La ville garde quelques traces de l'année 1890, bien que la colonie pénitentiaire fût fermée depuis longtemps, heureusement. Tchekhov aurait pu voir l'ancien bâtiment du Trésor, une cabane en bois construite dix ans avant son arrivée sur l'île. C'est probablement la plus ancienne structure en bois de l'île.

La maison où vivait l'écrivain est toujours en place et abrite aujourd'hui un musée exposant des objets datant de la période où Tchekhov arriva ici en mission.

De la déportation pénale à la migration volontaire

Bien que Tchekhov aurait pu désigner l'île comme le pire lieu qu'il n'ait jamais vu, à cause de la souffrance humaine indicible dont il témoigna ici, les 20e et 21e siècles apportèrent des changements notables à Sakhaline.

Les occupants japonais développèrent rapidement la partie sud de l'île et, après 1945, de nombreux spécialistes qualifiés furent encouragés par des salaires élevés et des logements proposés par les pouvoirs soviétiques à ceux qui s'installaient sur l'île.

La décision d' explorer activement les importantes réserves de gaz et de pétrole du plateau de l'île au début des années 2000 attira des spécialistes étrangers hautement qualifiés venant des multinationales pétrolières, ce qui transforma l'île à jamais (dans l'imaginaire russe) de l'enfer de Tchekhov en El Dorado pour les jeunes de toute la partie extrême-orientale de la Russie.

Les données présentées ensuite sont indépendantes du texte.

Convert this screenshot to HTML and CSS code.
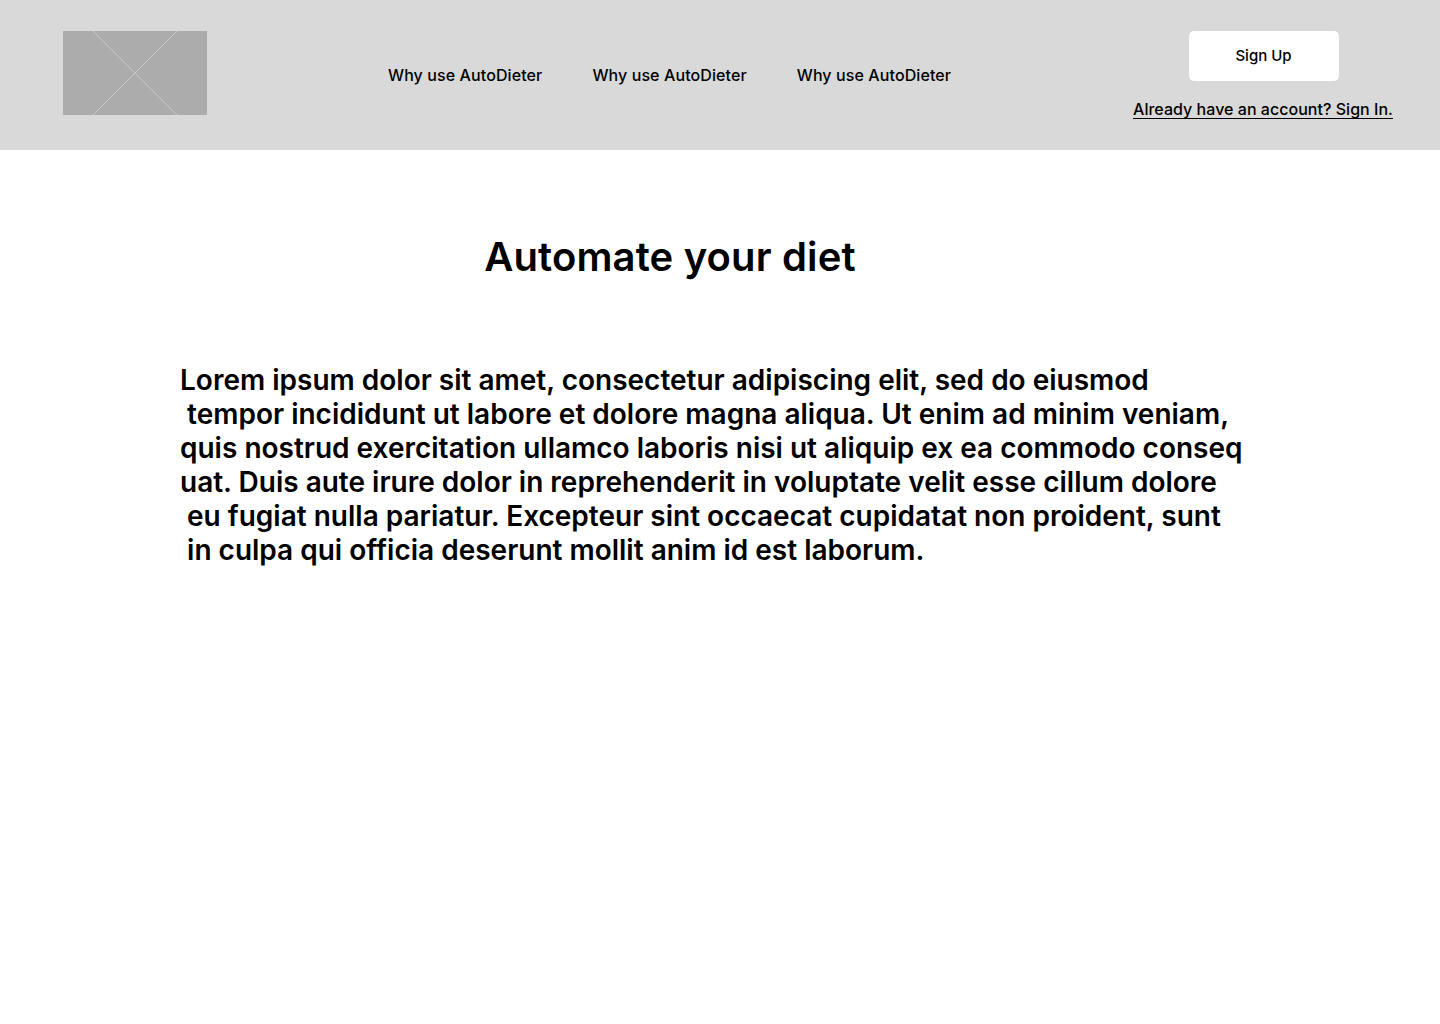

En 1890, Anton Tchekhov entreprit ce voyage pénible vers Sakhaline, même s'il savait qu'il était atteint de tuberculose. « Enfer » est le terme qu'il employa pour décrire l'île où le régime tsariste installa une colonie pénitentiaire.

Durant son séjour de 3 mois, il assista aux flagellations, aux confiscations des maigres provisions et à la prostitution forcée des femmes.

L'île de Sakhaline, le plus important travail de Tchekhov, est plutôt une œuvre journalistique que littéraire, elle attire l'attention des lecteurs aux horreurs de la vie quotidienne de la gigantesque colonie pénitentiaire du 19e siècle.